==== Information supplied
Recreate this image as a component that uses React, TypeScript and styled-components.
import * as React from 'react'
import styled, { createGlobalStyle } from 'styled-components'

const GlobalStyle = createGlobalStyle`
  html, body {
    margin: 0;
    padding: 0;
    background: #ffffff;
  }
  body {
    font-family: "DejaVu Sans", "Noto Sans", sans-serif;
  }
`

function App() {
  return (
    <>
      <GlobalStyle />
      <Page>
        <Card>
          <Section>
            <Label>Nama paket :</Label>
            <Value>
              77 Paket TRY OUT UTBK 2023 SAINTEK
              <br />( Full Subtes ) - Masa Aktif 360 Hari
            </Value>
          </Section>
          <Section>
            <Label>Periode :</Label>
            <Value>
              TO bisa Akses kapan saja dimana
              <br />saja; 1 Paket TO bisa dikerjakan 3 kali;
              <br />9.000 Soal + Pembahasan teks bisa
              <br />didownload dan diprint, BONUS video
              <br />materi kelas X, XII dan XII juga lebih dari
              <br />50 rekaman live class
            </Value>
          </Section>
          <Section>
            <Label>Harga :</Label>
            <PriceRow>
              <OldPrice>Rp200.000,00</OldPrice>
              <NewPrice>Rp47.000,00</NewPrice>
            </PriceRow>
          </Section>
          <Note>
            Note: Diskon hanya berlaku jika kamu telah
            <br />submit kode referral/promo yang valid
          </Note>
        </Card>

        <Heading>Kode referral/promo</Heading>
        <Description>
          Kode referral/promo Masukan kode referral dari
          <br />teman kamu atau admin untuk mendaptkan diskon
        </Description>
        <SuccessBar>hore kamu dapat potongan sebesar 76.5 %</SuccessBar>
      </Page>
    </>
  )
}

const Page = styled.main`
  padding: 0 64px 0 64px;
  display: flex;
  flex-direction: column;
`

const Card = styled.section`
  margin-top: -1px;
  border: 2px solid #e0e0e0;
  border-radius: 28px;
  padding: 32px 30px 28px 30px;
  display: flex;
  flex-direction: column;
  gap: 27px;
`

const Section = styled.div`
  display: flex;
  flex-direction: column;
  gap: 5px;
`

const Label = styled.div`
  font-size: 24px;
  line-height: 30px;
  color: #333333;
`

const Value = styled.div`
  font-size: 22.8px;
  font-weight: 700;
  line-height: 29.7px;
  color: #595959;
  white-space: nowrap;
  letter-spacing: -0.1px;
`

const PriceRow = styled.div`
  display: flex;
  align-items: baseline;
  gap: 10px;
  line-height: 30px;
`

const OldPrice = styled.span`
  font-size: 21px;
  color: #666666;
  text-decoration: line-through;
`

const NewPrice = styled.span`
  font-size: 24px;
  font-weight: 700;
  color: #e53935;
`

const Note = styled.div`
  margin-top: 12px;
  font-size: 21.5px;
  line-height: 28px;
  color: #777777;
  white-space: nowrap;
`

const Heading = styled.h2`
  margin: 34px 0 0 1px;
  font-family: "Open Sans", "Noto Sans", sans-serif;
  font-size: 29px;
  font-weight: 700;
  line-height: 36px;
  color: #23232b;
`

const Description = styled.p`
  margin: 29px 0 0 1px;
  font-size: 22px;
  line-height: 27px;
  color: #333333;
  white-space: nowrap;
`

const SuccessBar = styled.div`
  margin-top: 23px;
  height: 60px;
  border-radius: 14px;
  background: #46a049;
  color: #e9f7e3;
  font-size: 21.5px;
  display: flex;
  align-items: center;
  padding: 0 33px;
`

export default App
========
What you should do: Return all the data exactly as given.

Written solution:
Recreate this image as a component that uses React, TypeScript and styled-components.
import * as React from 'react'
import styled, { createGlobalStyle } from 'styled-components'

const GlobalStyle = createGlobalStyle`
  html, body {
    margin: 0;
    padding: 0;
    background: #ffffff;
  }
  body {
    font-family: "DejaVu Sans", "Noto Sans", sans-serif;
  }
`

function App() {
  return (
    <>
      <GlobalStyle />
      <Page>
        <Card>
          <Section>
            <Label>Nama paket :</Label>
            <Value>
              77 Paket TRY OUT UTBK 2023 SAINTEK
              <br />( Full Subtes ) - Masa Aktif 360 Hari
            </Value>
          </Section>
          <Section>
            <Label>Periode :</Label>
            <Value>
              TO bisa Akses kapan saja dimana
              <br />saja; 1 Paket TO bisa dikerjakan 3 kali;
              <br />9.000 Soal + Pembahasan teks bisa
              <br />didownload dan diprint, BONUS video
              <br />materi kelas X, XII dan XII juga lebih dari
              <br />50 rekaman live class
            </Value>
          </Section>
          <Section>
            <Label>Harga :</Label>
            <PriceRow>
              <OldPrice>Rp200.000,00</OldPrice>
              <NewPrice>Rp47.000,00</NewPrice>
            </PriceRow>
          </Section>
          <Note>
            Note: Diskon hanya berlaku jika kamu telah
            <br />submit kode referral/promo yang valid
          </Note>
        </Card>

        <Heading>Kode referral/promo</Heading>
        <Description>
          Kode referral/promo Masukan kode referral dari
          <br />teman kamu atau admin untuk mendaptkan diskon
        </Description>
        <SuccessBar>hore kamu dapat potongan sebesar 76.5 %</SuccessBar>
      </Page>
    </>
  )
}

const Page = styled.main`
  padding: 0 64px 0 64px;
  display: flex;
  flex-direction: column;
`

const Card = styled.section`
  margin-top: -1px;
  border: 2px solid #e0e0e0;
  border-radius: 28px;
  padding: 32px 30px 28px 30px;
  display: flex;
  flex-direction: column;
  gap: 27px;
`

const Section = styled.div`
  display: flex;
  flex-direction: column;
  gap: 5px;
`

const Label = styled.div`
  font-size: 24px;
  line-height: 30px;
  color: #333333;
`

const Value = styled.div`
  font-size: 22.8px;
  font-weight: 700;
  line-height: 29.7px;
  color: #595959;
  white-space: nowrap;
  letter-spacing: -0.1px;
`

const PriceRow = styled.div`
  display: flex;
  align-items: baseline;
  gap: 10px;
  line-height: 30px;
`

const OldPrice = styled.span`
  font-size: 21px;
  color: #666666;
  text-decoration: line-through;
`

const NewPrice = styled.span`
  font-size: 24px;
  font-weight: 700;
  color: #e53935;
`

const Note = styled.div`
  margin-top: 12px;
  font-size: 21.5px;
  line-height: 28px;
  color: #777777;
  white-space: nowrap;
`

const Heading = styled.h2`
  margin: 34px 0 0 1px;
  font-family: "Open Sans", "Noto Sans", sans-serif;
  font-size: 29px;
  font-weight: 700;
  line-height: 36px;
  color: #23232b;
`

const Description = styled.p`
  margin: 29px 0 0 1px;
  font-size: 22px;
  line-height: 27px;
  color: #333333;
  white-space: nowrap;
`

const SuccessBar = styled.div`
  margin-top: 23px;
  height: 60px;
  border-radius: 14px;
  background: #46a049;
  color: #e9f7e3;
  font-size: 21.5px;
  display: flex;
  align-items: center;
  padding: 0 33px;
`

export default App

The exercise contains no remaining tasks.